We all know that a tweet is a sound coming from a bird, rather than characters originating from a digital device. Right? The majority of the younger generation wouldn't agree. Tweets are part of Jack Dorsey, Noah Glass, Biz Stone and Evan Williams idea for what was originally a short message service communications system. A bit like texting, but for groups. In the 12 years or so since Twitter was created, the number of active users has risen to around 336 million each month, making it one of the biggest social networks.
How Twitter can help wild birds
Twitter has borrowed a bird's vocalisation, but there are benefits for wildlife that can come out of digital tweets. it's now possible to tell people across the whole world where the latest sighting of a rare species of wild bird has been spotted twittering away in the wild. And as it's all in 'real-time', others can share in the excitement too. It's vital to follow the bird watching code, however.
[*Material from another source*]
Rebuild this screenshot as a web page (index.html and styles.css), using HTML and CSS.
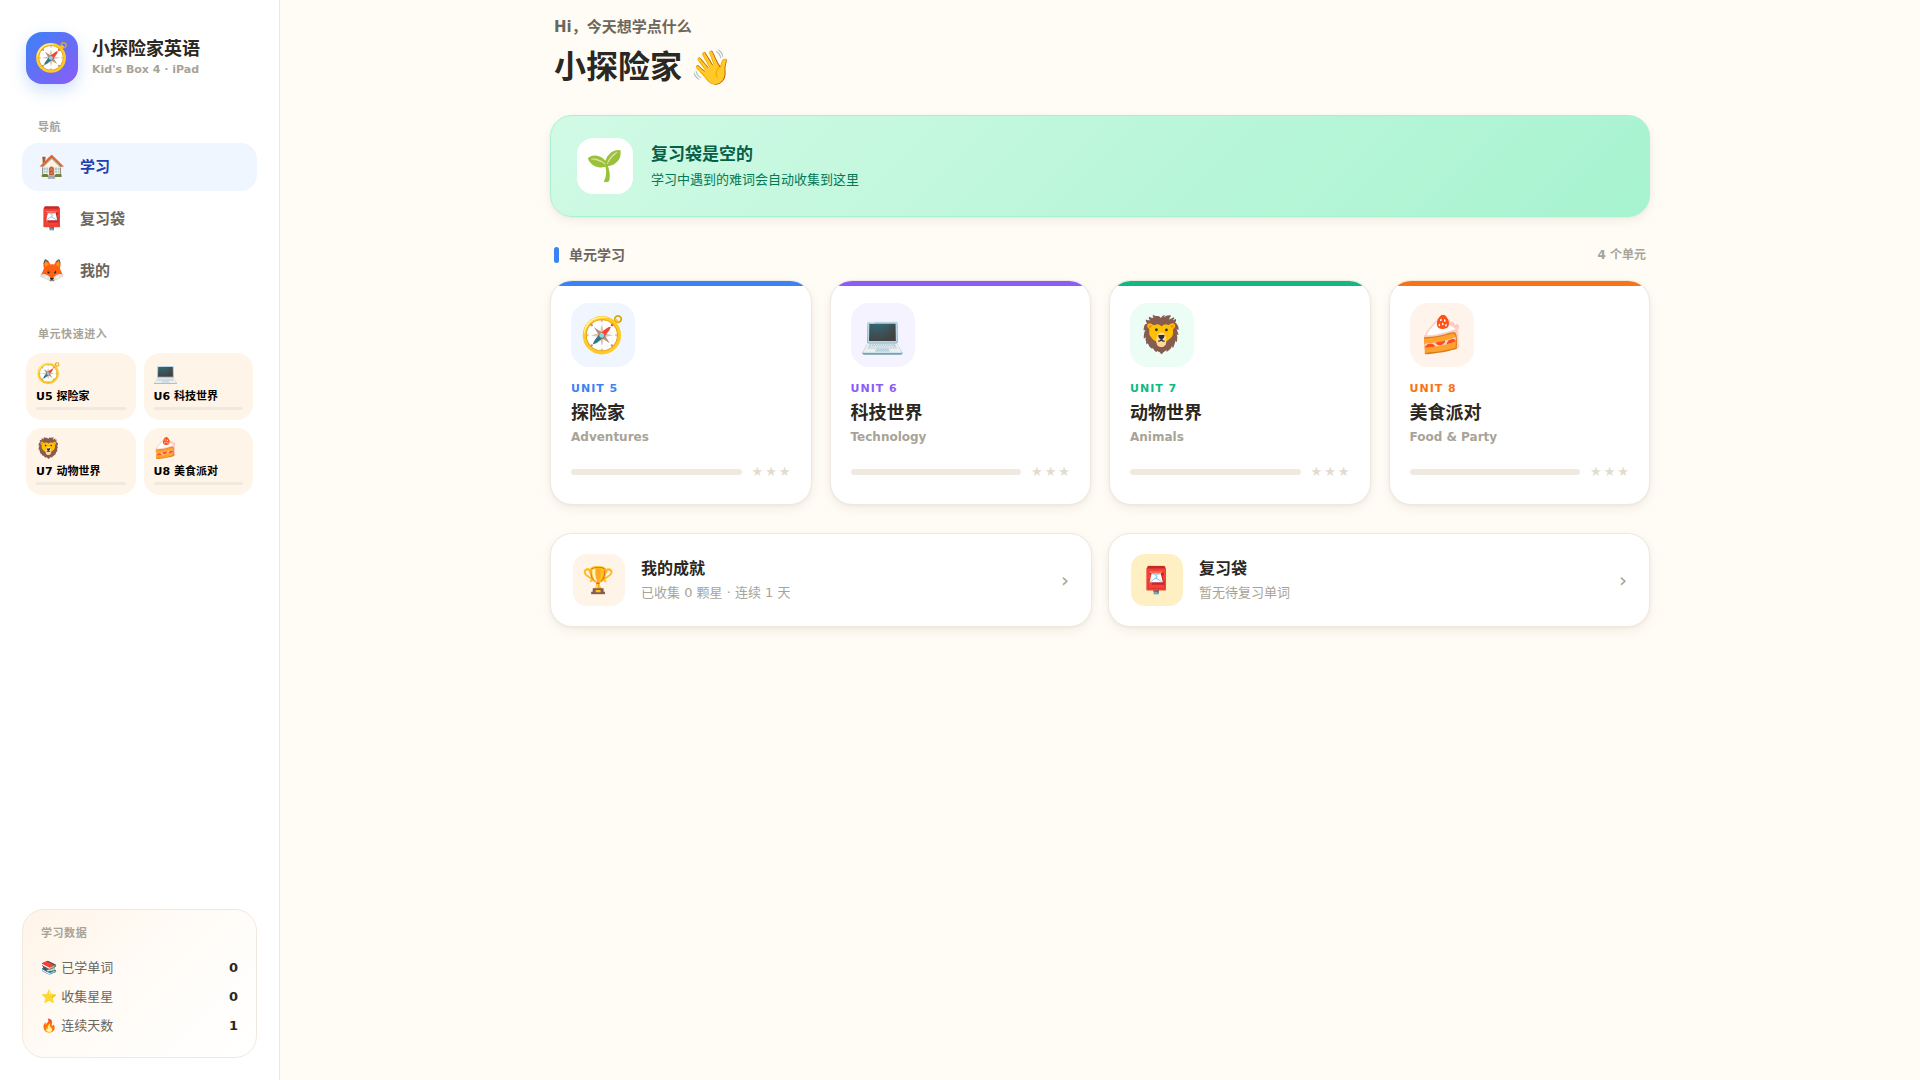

A Hobby is a small falcon as well as an enjoyable pastime!
Theres no doubt that Twitter provides a key source of birding news. Enthusiasts are able to share their information and photos with like-minded others. Why bother? Because hobbies forge bonds between people and extend knowledge for literally millions of others. This has got to be good for wildlife, which needs every snippet of positive energy that's going. It's also good for their protection, within limits. The more information that true enthusiasts know about their whereabouts, the greater their care is likely to be. Although birders are always wary of egg collectors and those with dubious motives. It is illegal to take the eggs of most wild birds, (Protection of Birds Act 1954) but this doesn't stop some people from trying.
Rare birds in the UK
Did you know that one of the rarest birds in the UK is the common scoter? There's no way you would guess, just from the name! This is a type of sea duck that is found only in North and West Scotland where they favour small lochs. There are thought to be around 52 breeding pairs.
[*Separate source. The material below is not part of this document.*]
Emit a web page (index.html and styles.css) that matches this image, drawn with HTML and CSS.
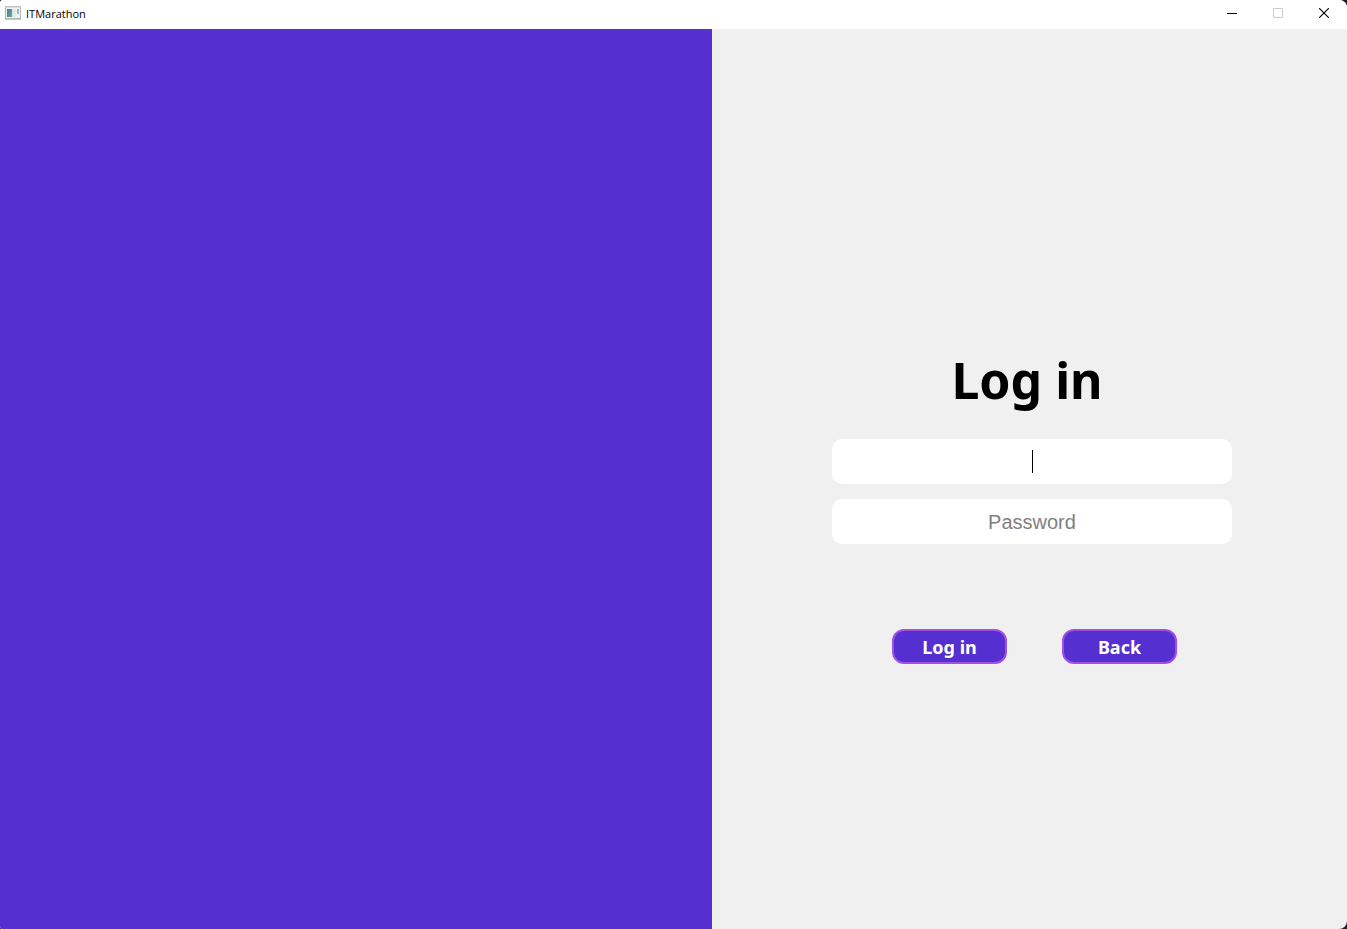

The Slavonian grebe is another rarity that is sought-after by birders, particularly when it is wearing full breeding plumage with its distinctive, golden ear tufts. Then there's that most prized bird of prey, said to be facing extinction by persecution, the hen harrier, pictured below.
Small successes need to be acknowledged
In recent years, hen harriers have managed to raise chicks in Yorkshire. It's certainly worth tweeting about. Those who care most about birds unite to protect them, creating an informal but highly effective shield.
The Conservation Red List
Then there is the turtle dove, whose numbers have plummeted in recent years so that they are now on the brink of extinction. They feature in Christmas songs but are rarely seen in the wild.
woodcock, the nightingale and the curlew also need protection. There are many 'vulnerable' species too, including the much-loved Puffin. Some say it's due to climate change, others fear it's about chemicals and many can show that loss of habitat and lack of food are major causes of decline. Whatever the reason, you can be sure that birders will be tweeting about their latest findings, spreading the good and bad news and raising general awareness about the state of birdie health.The
How can we look after our wild bird tweeters?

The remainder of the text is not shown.